Thank you I do not see my model listed.


----------



## Food Safety

pogobill said:


> Well, if it's a 2 wheel drive, you could go with a different tire. If we had a picture of your tractor to see what tires you have on it may help us help you. It seems to me that you may be running turf tires on your tractor?


----------



## Food Safety

A local tire shop who cannot get a tire for me told me that a wider tire 7.50 - 10 would not work but another place told me it would. 

The rim has a 6 inch width from bead ring to bead ring


----------



## bmaverick

Food Safety said:


> View attachment 45489
> View attachment 45491


Looks more like turf tires on the Yanmar from the pix. 

Oddly, your rims may not be the OE ones. The 6.5-10 size is for forklifts and aviation landing tires. I can find those all day long on the web. wild eh? 

Deerstone makes a entire line of 6.5-10 tires for forklifts. Heavy 12-ply too! 
https://www.millertire.com/products/fork-lift-tires/6-50-10-deestone-forklift-tire-12-ply 

In my local Craigslist, the local airport maintenance folks sell the 6.5-10 aviation tires to the farm Ag folks. Mostly the older hay balers and multi-gang bottom plows uses these. 
Aviation tires sizes to Ag sizes ... 
https://www.heywheel.com/page2.html 

Why use aviation tires on Ag equipment and tractors? 
https://www.farmshow.com/a_article.php?aid=10107 
Used aircraft tires for tractors, implements
- Stronger
- More durable
- Lasts so much longer


----------



## Food Safety

Thanks for the reply. The rear tires are turf tires. he front tires are the three grooved typical tractor treads. The tires that are on the front currently are Bridgestone. I have tried to contact them for assistance but I never get any return replies. I will check out the aviation tires. I did see some forklift tires but was not sure if they would work


----------



## Food Safety

pogobill said:


> Well, if it's a 2 wheel drive, you could go with a different tire. If we had a picture of your tractor to see what tires you have on it may help us help you. It seems to me that you may be running turf tires on your tractor?
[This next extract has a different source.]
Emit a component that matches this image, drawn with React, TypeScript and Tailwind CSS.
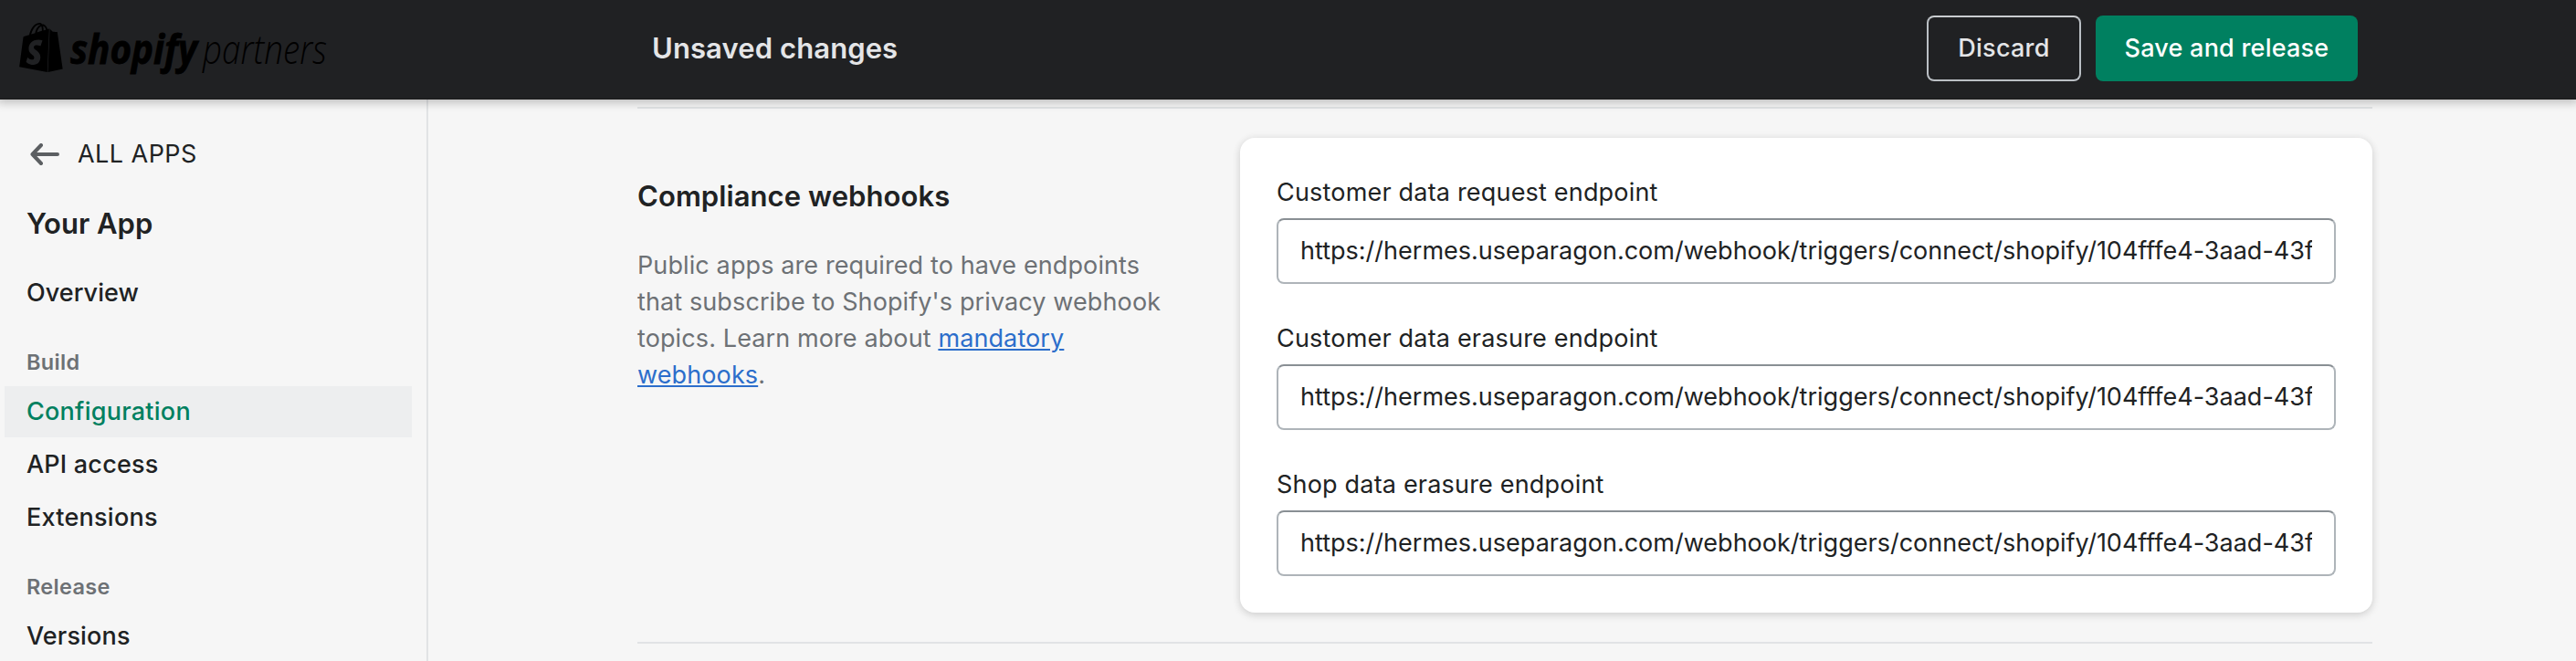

I put pictures up. The rears are turf type but the front is the 3 rib design


----------



## winston

I am certainly not a tire guru but I would think you could take one of those wheels with tire on it to a reputable tire place, especially one that handles turf tires and I believe they could fit you with a turf tire. Picture just looks like rim is wide enough to handle one.


----------



## Food Safety

I have called tire shops within a 100 mile radius of my house and no one can find a tire of the correct size for a tractor. I think I will just have to end up taking a chance with ordering a 7.50 - 10 tire and see if it works.


----------



## bmaverick

Food Safety said:


> I have called tire shops within a 100 mile radius of my house and no one can find a tire of the correct size for a tractor. I think I will just have to end up taking a chance with ordering a 7.50 - 10 tire and see if it works.


Did you call the shops that do the aviation and forklift tires yet? These are heavy duty load rated too. Don't toss money at a 7.5-10 without turning over the last stone. 

Order a 6.5-10 6-ply from here then. It has the turf like tire vs. the forklift style .. 
https://www.stausaonline.com/tires/dyna-trac


----------



## pogobill

I'd go to the place that said the 7.50 would fit and have them mount it for you. If it doesn't work, it would be their mistake and you could be off the hook for the cost.


----------



## Food Safety

THanks for the suggestions
The place with the 7.70 is Miller they are online and nowhere near my residence. The stausaonline told me they nothing that will work for me


----------



## pogobill

I'm sure you'd be alright with the 7.50-10 tires. Looking at the Carlisle forklift tires these are for a 5.5 wide rim.
Can you get away with tubes? I have tubes in both the front tires on my 45 HP with a FEL. $100.00, give or take, per wheel.

Take some measurements off you wheels and see if you can get some assistance at TSC.


----------



## Food Safety

Thank you. My wheels are 6 inches wide bead edge to bead edge. I will be using tubes. I called TSC and they told me they do not sell tires for tractors.


----------



## pogobill

Food Safety said:


> I called TSC and they told me they do not sell tires for tractors.


Well, what do you know about that!! Tractor Supply Company doesn't sell tractor supplies! I'm not surprised, I went into Princess Auto a few weeks back looking for some stuff, and they told me they don't sell Auto Parts!! I can buy roll of sand paper from India, or a socket set from Bangladesh, but not a master brake cylinder or a 12 volt head light!
TSC sells tires, They are all on their website!
I'm thinking that 6.50/7.00/7.50 tires may all work for you. Your wheel is 6" wide, 10" in diameter, and what is the diameter of the tire itself?


----------



## pogobill

https://www.heywheel.com/page2.html?gclid=EAIaIQobChMI0ZuTouTY4gIVWMDICh217Q1IEAMYAiAAEgJdpPD_BwE


----------



## Food Safety

The overall diameter is about 23 inches and the width at the widest point is actually 7 inches. One thing I just noticed is that I only have about 3/4 inches of clearance between the tirewall and the steering arms. I guess this keeps me from going to a wider tire so I will need to try to find the 6.50 width. Unless there are spacers that I could use between the wheel and the hub but it would need to be pretty thick to accommodate a wider tire.


----------



## Chimball

This post makes me uneasy as my tractor fronts are on their last legs and I do not see mine listed.
186D 4x4


----------



## winston

Chimball said:


> This post makes me uneasy as my tractor fronts are on their last legs and I do not see mine listed.
> 186D 4x4


https://www.hoyetractor.com/PROD/6-12R1.htm


----------



## Food Safety

winston said:


> https://www.hoyetractor.com/PROD/6-12R1.htm


----------



## Food Safety

I had to end up getting some used aircraft tires.


----------